Common Misconceptions

"RGB values directly represent physical light intensity." sRGB values are gamma-encoded. A pixel value of 128 does not represent half the light intensity of 255; it represents roughly $(128/255)^{2.2} \approx 21.6%$ of maximum luminance.
"HSV is perceptually uniform." HSV is a geometric rearrangement of RGB, not a perceptual model. Two colors 30 degrees apart in hue can look very different or nearly identical depending on their saturation and value.
"You can freely average RGB values for smooth blending." Averaging gamma-encoded sRGB values without linearizing first produces results that are systematically too dark.
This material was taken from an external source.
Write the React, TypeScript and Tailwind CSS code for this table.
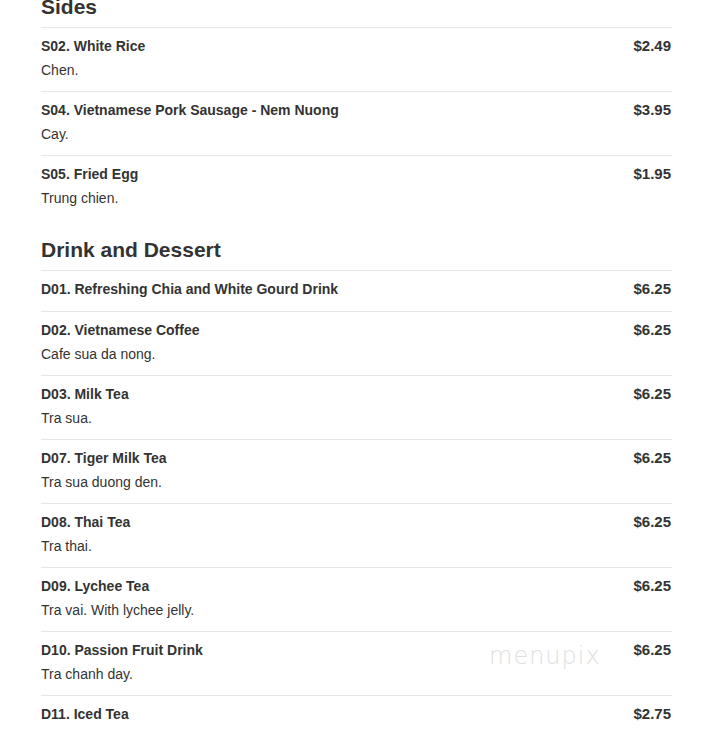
import React from 'react';

interface MenuItem {
  name: string;
  price: string;
  description?: string;
}

interface MenuSection {
  title: string;
  items: MenuItem[];
}

const sections: MenuSection[] = [
  {
    title: 'Sides',
    items: [
      { name: 'S02. White Rice', price: '$2.49', description: 'Chen.' },
      { name: 'S04. Vietnamese Pork Sausage - Nem Nuong', price: '$3.95', description: 'Cay.' },
      { name: 'S05. Fried Egg', price: '$1.95', description: 'Trung chien.' },
    ],
  },
  {
    title: 'Drink and Dessert',
    items: [
      { name: 'D01. Refreshing Chia and White Gourd Drink', price: '$6.25' },
      { name: 'D02. Vietnamese Coffee', price: '$6.25', description: 'Cafe sua da nong.' },
      { name: 'D03. Milk Tea', price: '$6.25', description: 'Tra sua.' },
      { name: 'D07. Tiger Milk Tea', price: '$6.25', description: 'Tra sua duong den.' },
      { name: 'D08. Thai Tea', price: '$6.25', description: 'Tra thai.' },
      { name: 'D09. Lychee Tea', price: '$6.25', description: 'Tra vai. With lychee jelly.' },
      { name: 'D10. Passion Fruit Drink', price: '$6.25', description: 'Tra chanh day.' },
      { name: 'D11. Iced Tea', price: '$2.75' },
    ],
  },
];

function Row({ item }: { item: MenuItem }) {
  return (
    <div className={`border-t border-[#e6e6e6] pt-[8px] ${item.description ? 'pb-[11px]' : 'pb-[12px]'}`}>
      <div className="flex items-start justify-between">
        <span className="font-bold text-[14px] leading-[20px]">{item.name}</span>
        <span className="pr-[1px] font-bold text-[15px] leading-[20px]">{item.price}</span>
      </div>
      {item.description && (
        <p className="mt-[4px] text-[14px] leading-[20px] text-[#333]">{item.description}</p>
      )}
    </div>
  );
}

export default function App() {
  return (
    <div className="relative h-[740px] overflow-hidden bg-white font-['Liberation_Sans',Arial,sans-serif] text-[#333]">
      <div className="ml-[41px] w-[631px] -mt-[7px]">
        {sections.map((section, i) => (
          <section key={section.title} className={i > 0 ? 'mt-[17px]' : ''}>
            <h2 className="mb-[6px] text-[21px] font-bold leading-[28px]">{section.title}</h2>
            {section.items.map((item) => (
              <Row key={item.name} item={item} />
            ))}
          </section>
        ))}
      </div>

      {/* watermark */}
      <span className="absolute left-[489px] top-[638px] font-['DejaVu_Sans',sans-serif] text-[24px] font-extralight tracking-[1px] text-[#e0e0e0]">
        menupix
      </span>
    </div>
  );
}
Correct alpha blending requires converting to linear light, blending, then re-encoding.

Connections to Other Concepts

digital-images-and-pixels.md: Each pixel's numerical values only have meaning within the context of a specific color space.
image-histograms.md: Histograms can be computed per-channel in any color space; computing the histogram of the L* channel in CIELAB gives a brightness distribution that better matches human perception.
convolution-and-filtering.md: Gaussian blur on gamma-encoded sRGB data versus linearized data produces different results; filtering should ideally be performed in linear light.